* Stated problem:
Collect all the lines that mention the word "document".

* Supplied data:
::::::::::
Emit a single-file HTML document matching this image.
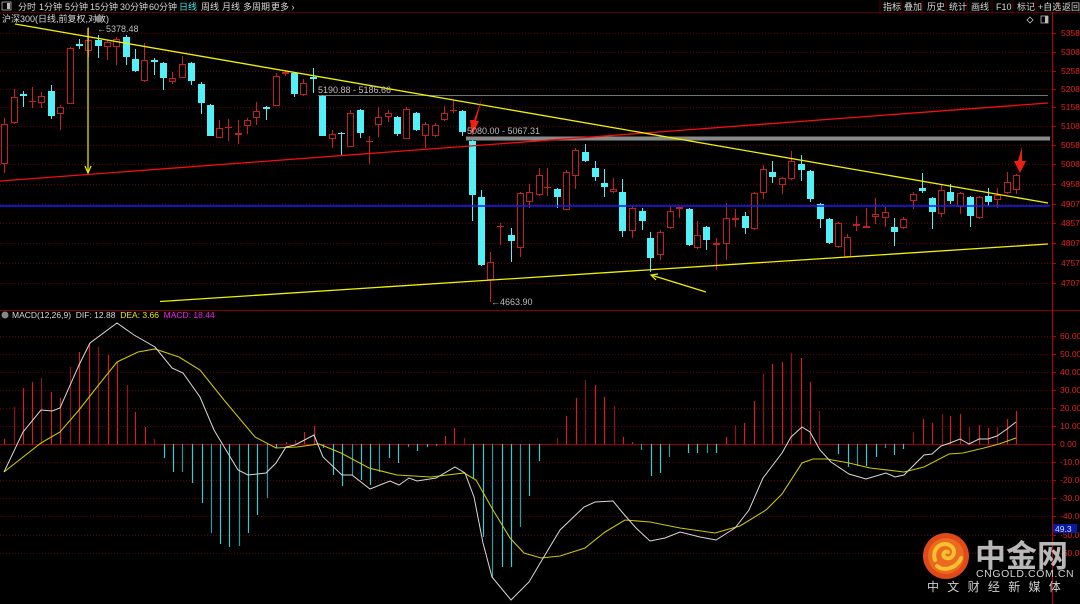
<!DOCTYPE html>
<html><head><meta charset="utf-8"><style>
html,body{margin:0;padding:0;background:#000;width:1080px;height:604px;overflow:hidden}
body{font-family:"Liberation Sans","Noto Sans CJK SC",sans-serif}
svg text{font-family:"Liberation Sans","Noto Sans CJK SC",sans-serif}
</style></head><body>
<svg id="s" width="1080" height="604" viewBox="0 0 1080 604" xmlns="http://www.w3.org/2000/svg">
<rect width="1080" height="604" fill="#000"/>
<g id="grid"></g>
<g id="bars"></g>
<g id="candles"></g>
<g id="over">
 <rect x="0" y="0" width="1080" height="12" fill="#000"/>
 <line x1="0" y1="12.5" x2="1080" y2="12.5" stroke="#5a0000"/>
 <rect x="2" y="2" width="9" height="8" fill="none" stroke="#bbb" stroke-width="0.8"/>
 <rect x="7" y="3" width="3" height="6" fill="#bbb"/>
 <g font-size="9" fill="#d8d8d8">
  <text x="18" y="10">分时</text><text x="39" y="10">1分钟</text><text x="65" y="10">5分钟</text><text x="90" y="10">15分钟</text><text x="120" y="10">30分钟</text><text x="149" y="10">60分钟</text>
  <text x="179" y="10" fill="#3ee8ee">日线</text><text x="201" y="10">周线</text><text x="222" y="10">月线</text><text x="243" y="10">多周期</text><text x="271" y="10">更多 ›</text>
 </g>
 <g font-size="9" fill="#d8d8d8" stroke="#5a0000">
  <line x1="880" y1="0" x2="880" y2="12"/><line x1="901" y1="0" x2="901" y2="12"/><line x1="922" y1="0" x2="922" y2="12"/><line x1="946" y1="0" x2="946" y2="12"/><line x1="967" y1="0" x2="967" y2="12"/><line x1="992" y1="0" x2="992" y2="12"/><line x1="1013" y1="0" x2="1013" y2="12"/><line x1="1036" y1="0" x2="1036" y2="12"/><line x1="1059" y1="0" x2="1059" y2="12"/>
  <text x="883" y="10" stroke="none">指标</text><text x="904" y="10" stroke="none">叠加</text><text x="927" y="10" stroke="none">历史</text><text x="949" y="10" stroke="none">统计</text><text x="971" y="10" stroke="none">画线</text><text x="996" y="10" stroke="none">F10</text><text x="1017" y="10" stroke="none">标记</text><text x="1038" y="10" stroke="none">+自选</text><text x="1062" y="10" stroke="none">返回</text>
 </g>
 <text x="2" y="22" font-size="9" fill="#d8d8d8">沪深300(日线,前复权,对数)</text>
 <circle cx="99" cy="19" r="3.5" fill="#888"/>
 <path d="M1030 17 l3 3 -3 3 -3 -3z" fill="none" stroke="#bbb" stroke-width="0.8"/>
 <rect x="1041" y="16" width="7" height="7" fill="none" stroke="#bbb" stroke-width="0.8"/><rect x="1045" y="16" width="3" height="7" fill="#bbb"/>
 <line x1="318" y1="95.5" x2="1048" y2="95.5" stroke="#9a9a9a" stroke-width="0.8"/>
 <rect x="466" y="136.5" width="584" height="4" fill="#8a8a8a"/>
 <line x1="0" y1="206" x2="1050" y2="206" stroke="#1020ff" stroke-width="1.5"/>
 <line x1="0" y1="181" x2="1048" y2="103" stroke="#f01010" stroke-width="1.3"/>
 <line x1="15" y1="24" x2="1048" y2="203" stroke="#f0f000" stroke-width="1.3"/>
 <line x1="160" y1="301.5" x2="1048" y2="244" stroke="#f0f000" stroke-width="1.3"/>
 <line x1="88" y1="28" x2="88" y2="172" stroke="#f0f000" stroke-width="1.2"/>
 <path d="M85 166 L88 173 L91 166" fill="none" stroke="#f0f000" stroke-width="1.2"/>
 <line x1="706" y1="292" x2="651" y2="275" stroke="#f0f000" stroke-width="1.3"/>
 <path d="M658 274 L651 275 L656 280" fill="none" stroke="#f0f000" stroke-width="1.2"/>
 <path d="M482 98 L476 121 L479 121 L472 136 L470 120 L474 120 Z" fill="#f02010"/>
 <path d="M1022 147 L1022 161 L1026 161 L1020 173 L1014 161 L1018 161 Z" fill="#f02010"/>
 <g font-size="9" fill="#bdbdbd">
  <text x="97" y="32">←5378.48</text>
  <text x="318" y="93">5190.88 - 5186.66</text>
  <text x="467" y="134">5080.00 - 5067.31</text>
  <text x="491" y="305">←4663.90</text>
 </g>
 <line x1="0" y1="310.5" x2="1080" y2="310.5" stroke="#8a0000"/>
 <line x1="1052.5" y1="12" x2="1052.5" y2="604" stroke="#c00000"/>
 <circle cx="5" cy="315" r="3.5" fill="#888"/>
 <text x="12" y="318" font-size="8.5" fill="#d8d8d8">MACD(12,26,9) &#160;DIF: 12.88 &#160;<tspan fill="#e8e800">DEA: 3.66</tspan> &#160;<tspan fill="#ee22ee">MACD: 18.44</tspan></text>
 <rect x="1053" y="524" width="24" height="9" fill="#0a1aa0"/>
 <text x="1055" y="532" font-size="8.5" fill="#d8d8ff">49.3</text>
 <circle cx="946" cy="556" r="23" fill="#e04a18"/>
 <circle cx="946" cy="556" r="18" fill="#ea6a20"/>
 <path d="M935 560 C931 548 943 540 951 546 C957 551 953 560 946 558 C941 556 944 550 948 552 M937 566 C944 572 957 568 961 558" fill="none" stroke="#f7c030" stroke-width="4" stroke-linecap="round"/>
 <text x="975" y="567" font-size="31" font-weight="bold" fill="#b8b8b8" font-family="'Noto Sans CJK SC',sans-serif">中金网</text>
 <text x="976" y="577" font-size="10.5" fill="#d0d0d0" letter-spacing="0.6">CNGOLD.COM.CN</text>
 <text x="927" y="591" font-size="12" fill="#d0d0d0" letter-spacing="8.3" font-family="'Noto Sans CJK SC',sans-serif">中文财经新媒体</text>
</g>
</svg>
<script>
var NS="http://www.w3.org/2000/svg";
function el(p,t,a){var e=document.createElementNS(NS,t);for(var k in a)e.setAttribute(k,a[k]);p.appendChild(e);return e;}
var G=document.getElementById('grid');
var pl=[[33,5358],[52,5308],[71,5258],[89,5208],[107,5158],[126,5108],[145,5058],[164,5008],[184,4958],[204,4907],[223,4857],[243,4807],[263,4757],[283,4707]];
pl.forEach(function(p){el(G,'line',{x1:0,y1:p[0]+.5,x2:1052,y2:p[0]+.5,stroke:'#6a0000','stroke-dasharray':'1,2'});el(G,'line',{x1:1052,y1:p[0]+.5,x2:1056,y2:p[0]+.5,stroke:'#c00000'});var t=el(G,'text',{x:1061,y:p[0]+3,'font-size':8.5,fill:'#e02020'});t.textContent=p[1];});
var ml=[[336,'60.00'],[354,'50.00'],[372,'40.00'],[390,'30.00'],[408,'20.00'],[426,'10.00'],[444,'0.00'],[462,'-10.00'],[480,'-20.00'],[498,'-30.00'],[516,'-40.00'],[535,'-50.00'],[553,'-60.00']];
ml.forEach(function(p){if(p[0]!=444)el(G,'line',{x1:0,y1:p[0]+.5,x2:1052,y2:p[0]+.5,stroke:'#6a0000','stroke-dasharray':'1,2'});el(G,'line',{x1:1052,y1:p[0]+.5,x2:1056,y2:p[0]+.5,stroke:'#c00000'});var t=el(G,'text',{x:1060,y:p[0]+3,'font-size':8.5,fill:'#e02020'});t.textContent=p[1];});
el(G,'line',{x1:0,y1:444.5,x2:1052,y2:444.5,stroke:'#a00000'});
var C=[[4,'r',124,164,118,173],[14,'r',97,123,89,124],[23,'c',94,96,91,107],[32,'x',101,101,87,108],[41,'r',96,103,92,108],[51,'c',91,116,85,119],[60,'r',107,114,105,130],[70,'r',48,104,47,104],[79,'c',44,46,39,49],[88,'r',40,51,27,57],[98,'c',40,46,35,58],[107,'r',42,47,40,60],[116,'r',39,47,37,65],[126,'c',37,57,35,65],[135,'c',59,71,49,72],[144,'r',60,81,43,82],[154,'c',60,62,58,75],[163,'c',63,78,62,90],[172,'r',78,82,72,84],[182,'r',64,78,56,78],[191,'c',63,81,62,85],[201,'c',84,103,82,114],[210,'c',105,136,104,136],[219,'r',128,138,120,138],[228,'x',127,127,119,141],[238,'r',133,134,120,144],[247,'r',120,126,118,134],[256,'r',111,118,102,125],[266,'c',107,109,106,120],[276,'r',76,106,73,106],[285,'r',72,74,70,76],[294,'c',73,94,72,97],[303,'r',83,95,79,96],[313,'c',77,79,68,93],[322,'c',96,136,95,136],[332,'r',134,139,130,148],[341,'c',133,134,132,155],[350,'r',113,147,110,147],[360,'c',110,133,109,138],[369,'x',141,141,136,164],[378,'r',117,125,107,137],[388,'r',113,117,110,122],[397,'c',117,134,116,136],[406,'r',109,139,107,139],[416,'c',113,130,112,131],[425,'r',124,136,122,148],[435,'r',125,136,123,137],[444,'r',113,120,106,121],[453,'x',110,110,100,113],[462,'c',111,132,110,136],[472,'c',141,195,140,221],[481,'c',197,265,190,266],[490,'r',262,280,252,302],[500,'x',226,226,223,245],[511,'c',235,241,228,262],[520,'r',193,248,192,257],[529,'r',192,202,184,208],[539,'r',175,195,168,196],[547,'x',187,187,168,196],[557,'c',189,197,188,208],[566,'r',172,210,170,210],[575,'r',150,176,148,189],[585,'c',152,161,144,162],[595,'c',168,177,161,181],[604,'c',183,187,169,197],[613,'r',189,192,178,193],[622,'c',192,231,179,237],[632,'r',208,231,206,238],[642,'c',211,221,208,230],[650,'c',238,258,232,272],[660,'r',232,255,230,260],[670,'r',211,228,206,229],[679,'r',207,209,206,218],[689,'c',209,245,208,246],[697,'r',235,248,221,249],[706,'c',227,240,226,250],[716,'r',243,245,238,270],[726,'r',218,244,203,260],[735,'r',218,219,209,227],[745,'c',216,228,212,234],[754,'r',193,229,192,230],[763,'r',169,193,165,199],[772,'c',172,177,161,183],[782,'r',178,185,177,194],[791,'r',161,179,151,180],[801,'c',164,170,155,181],[810,'c',171,199,170,202],[820,'c',204,219,203,228],[829,'c',219,243,218,244],[838,'r',223,247,222,248],[847,'r',237,257,234,258],[856,'r',224,226,216,231],[866,'r',226,227,208,228],[875,'r',214,217,198,224],[885,'r',212,218,207,227],[894,'c',227,232,218,246],[903,'r',219,228,217,229],[913,'r',194,201,192,209],[922,'c',188,191,173,193],[932,'c',198,212,197,229],[941,'r',190,214,185,217],[950,'c',192,201,184,204],[960,'r',193,207,192,214],[970,'c',197,216,196,227],[979,'r',197,218,196,219],[988,'c',196,202,188,206],[997,'r',195,200,188,208],[1007,'r',182,193,172,194],[1016,'r',175,190,174,194]];
var K=document.getElementById('candles');
C.forEach(function(c){var x=c[0];
 el(K,'line',{x1:x+.5,y1:c[4],x2:x+.5,y2:c[5],stroke:c[1]=='c'?'#54f0f8':'#c82020'});
 if(c[1]=='c'){el(K,'rect',{x:x-3,y:c[2],width:7,height:Math.max(1,c[3]-c[2]),fill:'#54f0f8'});}
 else if(c[1]=='x'){el(K,'line',{x1:x-3,y1:c[2]+.5,x2:x+4,y2:c[2]+.5,stroke:'#c82020'});}
 else{el(K,'rect',{x:x-2.5,y:c[2]+.5,width:6,height:Math.max(1,c[3]-c[2]-1),fill:'#000',stroke:'#c02020','stroke-width':1});}
});
var B=[[4,439],[14,407],[23,388],[32,382],[41,378],[51,392],[60,398],[70,367],[79,352],[89,343],[98,347],[108,355],[117,362],[127,385],[135,412],[145,427],[154,439],[164,458],[173,472],[182,472],[192,483],[202,503],[211,533],[220,544],[229,547],[239,546],[248,533],[257,515],[267,498],[276,448],[286,442],[295,440],[304,432],[314,426],[323,448],[333,475],[342,486],[352,475],[361,480],[370,485],[379,472],[389,458],[398,463],[408,447],[417,451],[427,447],[436,446],[445,436],[454,428],[464,438],[473,478],[483,537],[492,578],[502,567],[511,567],[520,527],[529,496],[539,461],[557,438],[566,416],[576,398],[585,380],[595,385],[604,397],[614,406],[623,437],[632,442],[641,450],[651,476],[660,473],[669,457],[688,453],[697,453],[707,453],[716,453],[726,437],[735,425],[744,423],[754,401],[763,374],[772,364],[782,362],[791,353],[801,358],[810,382],[819,411],[838,454],[848,467],[857,466],[866,466],[876,457],[885,448],[894,455],[903,449],[913,432],[923,419],[932,423],[942,414],[950,416],[960,414],[969,427],[979,425],[988,428],[997,427],[1007,419],[1016,411]];
var BB=document.getElementById('bars');
B.forEach(function(b,i){var up=b[1]<444;el(BB,'line',{x1:b[0]+.5,y1:444,x2:b[0]+.5,y2:b[1],stroke:up?(i%3==1?'#8a1818':'#d02020'):(i%3==1?'#2a9aa0':'#40c8d0'),'stroke-width':1.2});});
var dif=[[4,472],[23,432],[41,410],[52,411],[60,408],[79,365],[90,343],[117,323],[134,335],[155,347],[172,368],[183,373],[200,397],[214,430],[238,470],[248,475],[266,473],[276,463],[286,447],[295,445],[314,435],[323,457],[342,475],[352,475],[370,489],[390,481],[399,485],[409,478],[417,481],[436,478],[455,467],[465,473],[474,497],[483,543],[492,577],[511,600],[529,582],[539,565],[560,530],[584,507],[595,502],[613,501],[622,512],[636,528],[650,541],[665,538],[680,532],[700,537],[716,540],[735,528],[749,510],[763,478],[782,453],[791,437],[802,427],[810,432],[820,450],[831,462],[849,474],[866,479],[886,473],[895,477],[904,475],[924,455],[932,454],[941,446],[950,443],[960,439],[969,444],[979,439],[988,439],[997,436],[1007,429],[1016,422]];
var dea=[[4,472],[41,443],[60,432],[79,410],[97,387],[117,362],[138,352],[155,349],[179,357],[200,370],[224,400],[255,437],[276,448],[297,447],[319,444],[341,453],[369,468],[397,475],[431,477],[464,473],[476,480],[493,510],[510,538],[524,553],[541,558],[560,556],[585,548],[605,532],[625,520],[650,522],[680,528],[715,533],[740,526],[766,510],[782,494],[802,463],[813,459],[827,459],[849,463],[870,468],[904,472],[924,467],[949,454],[963,453],[984,448],[999,444],[1016,438]];
function path(p){return 'M'+p.map(function(q){return q[0]+' '+q[1];}).join(' L');}
var O=document.getElementById('over');
el(O,'path',{d:path(dea),fill:'none',stroke:'#c8c800','stroke-width':1.1});
el(O,'path',{d:path(dif),fill:'none',stroke:'#d8d8d8','stroke-width':1});
</script>
</body></html>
::::::::::
* Solution:
Emit a single-file HTML document matching this image.
function el(p,t,a){var e=document.createElementNS(NS,t);for(var k in a)e.setAttribute(k,a[k]);p.appendChild(e);return e;}
var G=document.getElementById('grid');
var K=document.getElementById('candles');
var BB=document.getElementById('bars');
var O=document.getElementById('over');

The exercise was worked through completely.